What is “reason to believe”? Can Courts look into the sufficieny of the reasons?

By Merles' Law Firm on July 23rd, 2022

The expression “reasons to believe” is a component of many statutes such as in the case of reassessment of Income under the Income-tax Act, 1961, the Essential Commodities Act, 1955; the Foreign Exchange Regulation Act, 1973 as well as in respect of action of the Revenue in the matter search and seizure. In PRINCIPAL DIRECTOR OF INCOME TAX (INVESTIGATION) VERSUS LALJIBHAI KANJIBHAI MANDALIA CIVIL APPEAL NO. 4081 OF 2022 (ARISING OUT OF SLP (CIVIL) NO. 25046 OF 2019) the Supreme Court held that the view of the High Court that the authorization to search the premises of the assessee is invalid, cannot be sustained.

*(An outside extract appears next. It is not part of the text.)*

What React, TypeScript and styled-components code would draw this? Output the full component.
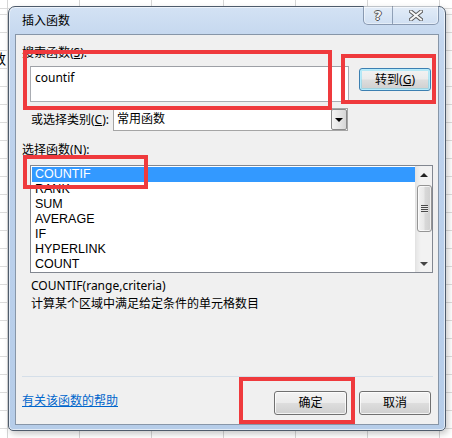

The Court relied upon S. Narayanappa v. CIT AIR 1967 SC 523, a case of re-assessment for the reason that income had escaped assessment where the Supreme Court held the Revenue must have reason to believe that the income, profits or gains chargeable to income tax had been underassessed. The Court held as under:

“2. ….. ….. But the legal position is that if there are in fact some reasonable grounds for the Income Tax Officer to believe that there had been any non-disclosure as regards any fact, which could have a material bearing on the question of underassessment that would be sufficient to give jurisdiction to the Income Tax Officer to issue the notice under Section 34″.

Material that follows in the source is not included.